Topics: personal injury, federal removal, fraudulent joinder, railroad injuries

Summary

Background

A man sued a railroad company and one of its conductors after the conductor allegedly kicked him off a moving train, causing serious injuries. The complaint said the conductor acted while performing his duties for the railroad. The railroad tried to move the case from Missouri state court to federal court, saying the company and the plaintiff were citizens of different states and that the conductor had been added only to block federal jurisdiction.

Reasoning

The single question was whether the case could be sent to federal court or whether the conductor was legitimately joined as a defendant.
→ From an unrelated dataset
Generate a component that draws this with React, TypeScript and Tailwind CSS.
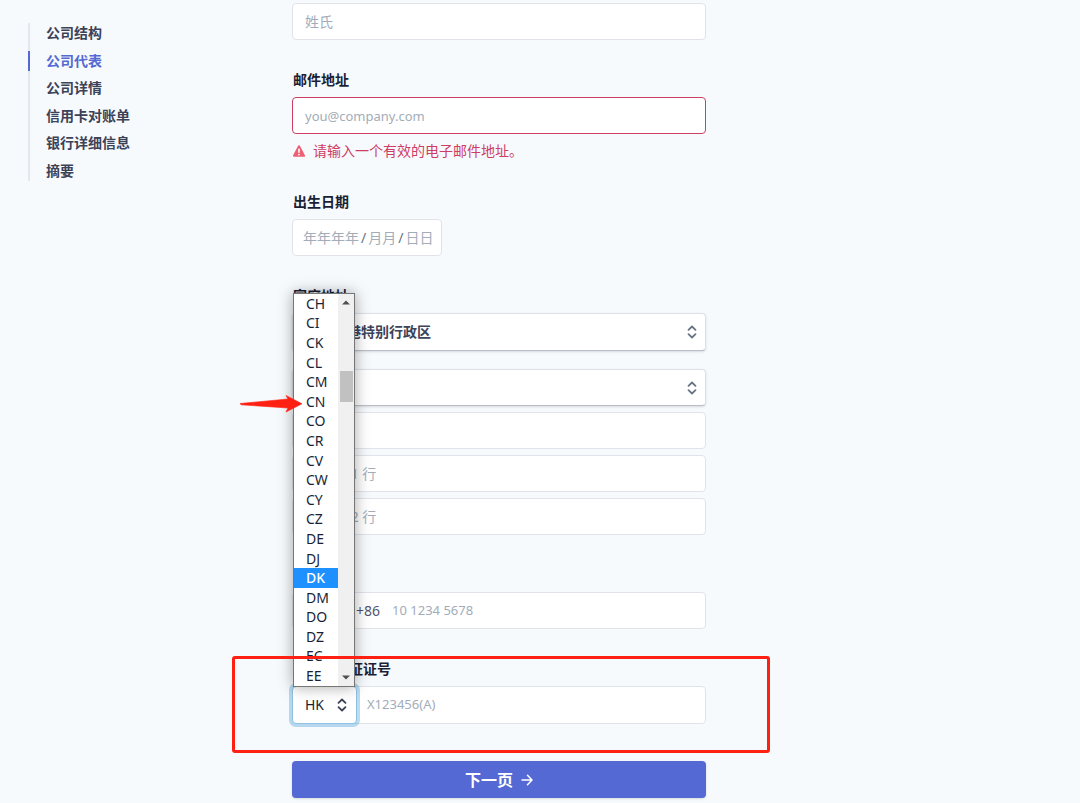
import React, { useState } from 'react'

const steps = ['公司结构', '公司代表', '公司详情', '信用卡对账单', '银行详细信息', '摘要']

const countryCodes = [
    'CH', 'CI', 'CK', 'CL', 'CM', 'CN', 'CO', 'CR', 'CV', 'CW',
    'CY', 'CZ', 'DE', 'DJ', 'DK', 'DM', 'DO', 'DZ', 'EC', 'EE',
]

const inputClass =
    'block h-[37px] w-full rounded border bg-white px-3 text-[#3c4257] placeholder:text-[#a3acb9] outline-none'

const SortIcon = ({ className }: { className?: string }) => (
    <svg className={className} width="10" height="14" viewBox="0 0 10 14" fill="none" stroke="currentColor" strokeWidth="1.800" strokeLinecap="round" strokeLinejoin="round">
        <path d="M1.500 4.800 5 1.500 8.500 4.800" />
        <path d="M1.500 9.200 5 12.500 8.500 9.200" />
    </svg>
)

const Label = ({ htmlFor, children }: { htmlFor: string; children: React.ReactNode }) => (
    <label htmlFor={htmlFor} className="mb-[7px] block pl-px text-sm leading-5 font-bold text-[#1a1f36]">
        {children}
    </label>
)

interface SelectFieldProps {
    id: string
    label?: string
    className: string
    options: string[]
}

const SelectField = ({ id, label, className, options }: SelectFieldProps) => (
    <div className={`relative ${className}`}>
        <select
            id={id}
            aria-label={label}
            className="h-full w-full appearance-none rounded border border-[#dde1e7] border-b-[#b9bec8] bg-white px-3 text-sm font-bold text-[#3c4257] shadow-sm outline-none"
        >
            {options.map((option) => <option key={option}>{option}</option>)}
        </select>
        <SortIcon className="pointer-events-none absolute top-1/2 right-[9px] -translate-y-1/2 text-[#697386]" />
    </div>
)

const StepNav = () => (
    <nav className="flex h-[158px] flex-col justify-between text-sm leading-5 font-bold text-[#3c4257]">
        {steps.map((step) => {
            const active = step === '公司代表'
            return (
                <a
                    key={step}
                    href="#"
                    aria-current={active ? 'step' : undefined}
                    className={active ? 'relative z-10 -ml-[2px] border-l-2 border-[#5469d4] pl-4 text-[#5469d4]' : 'pl-4'}
                >
                    {step}
                </a>
            )
        })}
    </nav>
)

interface CountryListProps {
    value: string
    onPick: (code: string) => void
}

const CountryList = ({ value, onPick }: CountryListProps) => (
    <div className="absolute bottom-full left-px z-10 -mb-px flex h-[394px] w-[62px] border border-[#767676] bg-white shadow-[0_0_14px_rgba(0,0,0,0.35)]">
        <div role="listbox" aria-label="国家代码" className="flex flex-1 flex-col">
            {countryCodes.map((code) => (
                <button
                    key={code}
                    type="button"
                    role="option"
                    aria-selected={code === value}
                    onClick={() => onPick(code)}
                    className={`flex min-h-0 flex-1 items-center pl-3 text-left text-sm leading-none ${code === value ? 'bg-[#1e90ff] font-medium text-white' : 'text-[#1a1f36]'}`}
                >
                    {code}
                </button>
            ))}
        </div>
        {/* Scrollbar */}
        <div className="flex w-4 flex-col items-center bg-[#f0f0f0]">
            <svg className="mt-1.5" width="8" height="5" viewBox="0 0 8 5" fill="#505050"><path d="M0 4.500 4 .5 8 4.500Z" /></svg>
            <div className="mt-[66px] h-[31px] w-[13px] bg-[#c1c1c1]" />
            <svg className="mt-auto mb-1.5" width="8" height="5" viewBox="0 0 8 5" fill="#505050"><path d="M0 .5 4 4.500 8 .5Z" /></svg>
        </div>
        {/* Pointer to CN */}
        <svg className="absolute top-[101px] -left-[54px]" width="63" height="18" viewBox="0 0 63 18" fill="#ff2014">
            <path d="M0 8.500 48 4 46 .5 62 8.800 46 17 48 13 1 9.800Z" stroke="#ff2014" strokeWidth=".6" strokeLinejoin="round" />
        </svg>
    </div>
)

const App = () => {
    const [country, setCountry] = useState('DK')

    return (
        <div className="flex min-h-screen bg-[#f7fafc] font-['Noto_Sans','Noto_Sans_CJK_SC',sans-serif]">
            <aside className="w-[292px] shrink-0 pt-[23px] pl-7">
                <div className="border-l-2 border-[#e3e8ee]">
                    <StepNav />
                </div>
            </aside>

            <form className="flex max-w-[414px] flex-1 flex-col gap-[30px] pt-[3px] pb-[5px]" onSubmit={(e) => e.preventDefault()}>
                <input aria-label="姓氏" placeholder="姓氏" className={`${inputClass} border-[#e0e4ea] text-sm`} />

                <div>
                    <Label htmlFor="email">邮件地址</Label>
                    <input id="email" type="email" placeholder="you@company.com" className={`${inputClass} border-[#cd3d64] text-[13px]`} />
                    <p className="mt-[7px] mb-px flex items-center gap-2 pl-px text-sm leading-5 text-[#cd3d64]">
                        <svg width="12" height="12" viewBox="0 0 12 12">
                            <path d="M6 1.200 11 10.800H1Z" fill="#ed5f74" stroke="#ed5f74" strokeWidth="2" strokeLinejoin="round" />
                            <path d="M6 4.200v3" stroke="#fff" strokeWidth="1.600" strokeLinecap="round" />
                            <circle cx="6" cy="9.600" r=".9" fill="#fff" />
                        </svg>
                        请输入一个有效的电子邮件地址。
                    </p>
                </div>

                <div>
                    <Label htmlFor="birth-year">出生日期</Label>
                    <div className="flex h-[37px] w-[150px] items-center gap-0.5 rounded border border-[#e0e4ea] bg-white px-[10px] text-sm text-[#697386]">
                        <input id="birth-year" placeholder="年年年年" className="w-14 outline-none placeholder:text-[#a3acb9]" />
                        /
                        <input aria-label="月" placeholder="月月" className="w-7 outline-none placeholder:text-[#a3acb9]" />
                        /
                        <input aria-label="日" placeholder="日日" className="w-7 outline-none placeholder:text-[#a3acb9]" />
                    </div>
                </div>

                <div>
                    <Label htmlFor="region">家庭地址</Label>
                    <SelectField id="region" className="mb-[18px] h-[38px]" options={['中国香港特别行政区']} />
                    <div className="flex flex-col gap-1.5">
                        <SelectField id="district" label="地区" className="h-[37px]" options={['']} />
                        <input aria-label="城市" className={`${inputClass} border-[#e0e4ea] text-sm`} />
                        <input aria-label="地址第 1 行" placeholder="地址第 1 行" className={`${inputClass} border-[#e0e4ea] text-sm`} />
                        <input aria-label="地址第 2 行" placeholder="地址第 2 行" className={`${inputClass} border-[#e0e4ea] text-sm`} />
                    </div>
                </div>

                <div className="mt-[27px] flex h-[37px] items-center rounded border border-[#e0e4ea] bg-white pl-[63px] text-sm text-[#4f566b]">
                    <span>+86</span>
                    <input type="tel" aria-label="电话号码" placeholder="10 1234 5678" className="ml-3 min-w-0 flex-1 text-[13px] outline-none placeholder:text-[#a3acb9]" />
                </div>

                <div className="relative">
                    <Label htmlFor="id-number">香港身份证证号</Label>
                    <div className="flex h-[38px] rounded border border-[#e0e4ea] bg-white">
                        <div className="relative -m-px w-[65px] shrink-0">
                            <select
                                aria-label="签发地区"
                                className="h-full w-full appearance-none rounded border border-[#8fc1e3] bg-white px-3 text-sm text-[#1a1f36] ring-3 ring-[#3a97d4]/35 outline-none"
                            >
                                <option>HK</option>
                            </select>
                            <SortIcon className="pointer-events-none absolute top-1/2 right-[10px] -translate-y-1/2 text-[#3c4257]" />
                            <CountryList value={country} onPick={setCountry} />
                        </div>
                        <input id="id-number" placeholder="X123456(A)" className="min-w-0 flex-1 px-[11px] text-[13px] outline-none placeholder:text-[#a3acb9]" />
                    </div>
                    {/* Highlight around the ID field */}
                    <div className="pointer-events-none absolute -top-[3px] -right-16 -left-[60px] z-20 h-[97px] rounded-[3px] border-3 border-[#ff2014]" />
                </div>

                <button type="submit" className="mt-[7px] flex h-[37px] items-center justify-center gap-2 rounded bg-[#5469d4] text-base font-bold text-white shadow-sm">
                    下一页
                    <svg width="12" height="12" viewBox="0 0 12 12" fill="none" stroke="currentColor" strokeWidth="1.500" strokeLinecap="round" strokeLinejoin="round">
                        <path d="M1 6h10M6.500 1.200 11 6l-4.500 4.800" />
                    </svg>
                </button>
            </form>
        </div>
    )
}

export default App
The Court looked to the state court’s judgment and earlier decisions about when a local defendant is “fraudulently” added just to prevent removal. The Court said the railroad’s papers did little more than deny the plaintiff’s story and argue that the conductor could not have done the act. That type of denial goes to the merits of the whole case, not to whether the conductor was properly joined. The Court relied on prior rulings saying motive alone does not defeat a valid claim against a local defendant.

Real world impact

The Court affirmed the state courts’ rulings, leaving the jury verdict and judgment intact. Practically, this means plaintiffs can keep legitimate state-law claims against both a company and a local employee in state court, rather than being pushed into federal court by a company’s claim of improper joinder. The decision addresses procedure, not the final merits of the injury claim, so the underlying facts and liability were not retried by this opinion.